Mittlerweile werden Handyvideos und Dash-Cam-Videos vor Gericht als Beweis zugelassen. Über deren Verwendung und Verwertung herrscht noch Streit in der Rechtsprechung. Vor allem weil dadurch in wesentliche Grundrechte, beziehungsweise Beschuldigtenrechte eingegriffen wird.

Sind Walkie-Talkies ein starkes Indiz für ein Autorennen? Sie werden in der Szene ja häufig genutzt, um sich abzusprechen, weil Handys von der Polizei ausgewertet werden können.

Walkie-Talkies werden häufig benutzt, ja. Das ist jedoch kein Indiz für ein Rennen. Denn sonst müsste man ja auch jeden kriminalisieren, der sein Handy beim Fahren mitführt. Eine Entscheidung auf Indizien verbietet sich meiner Meinung nach. Nicht nur Handys werden untersucht und eingezogen. Es werden auch die Facebook-Profile der mutmaßlichen Rennteilnehmer beleuchtet.

Was wird bei Facebook geprüft?

Ob sie sich dort zu einem Rennen verabredeten.

Wie viele Verhandlung zu illegalen Autorennen haben Sie schon miterlebt?

Aktuell laufen bei mir sechs Verfahren parallel.

Nur in Baden-Württemberg?

Ja.

Ist die A81 ein Schwerpunkt?

Das könnte man so sagen.

Wie viele Fälle haben Sie seit dem neuen Gesetz miterlebt?
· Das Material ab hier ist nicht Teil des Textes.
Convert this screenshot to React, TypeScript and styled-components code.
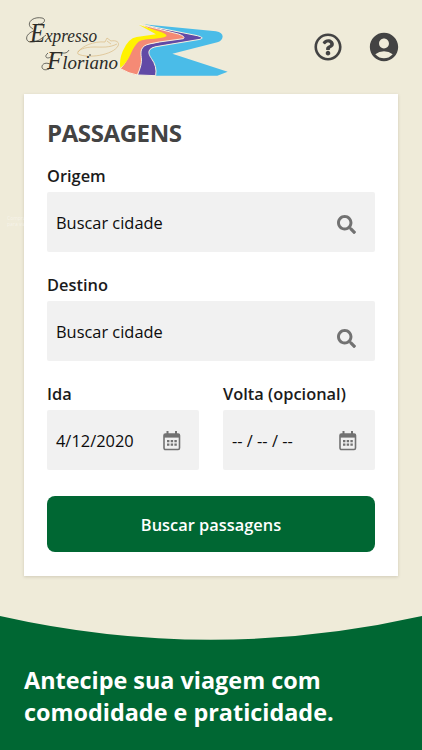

Ungefähr 30. Oft kommt es vor, dass ich gemeinsam mit meinem Kollegen Björn Bilidt aus Radolfzell Fälle betreue.

Wie wird meistens geurteilt?

Das hält sich die Waage. Die Gerichte folgen sehr oft den Zeugenaussagen, was meiner Meinung nach ein großes Problem ist. Aber das haben wir ja schon ausführlich besprochen. Vor allem handelt es sich um einen Paragraphen, der relativ neu ist, sodass nichts anderes verbleibt als die nächste Instanz anzustreben.

Sollten sich die Gerichte an anderen Urteilen orientieren, um eine einheitliche Linie zu fahren?

Jeder Fall muss als Einzelfall betrachtet werden und lässt sich nie im Detail mit anderen vergleichen.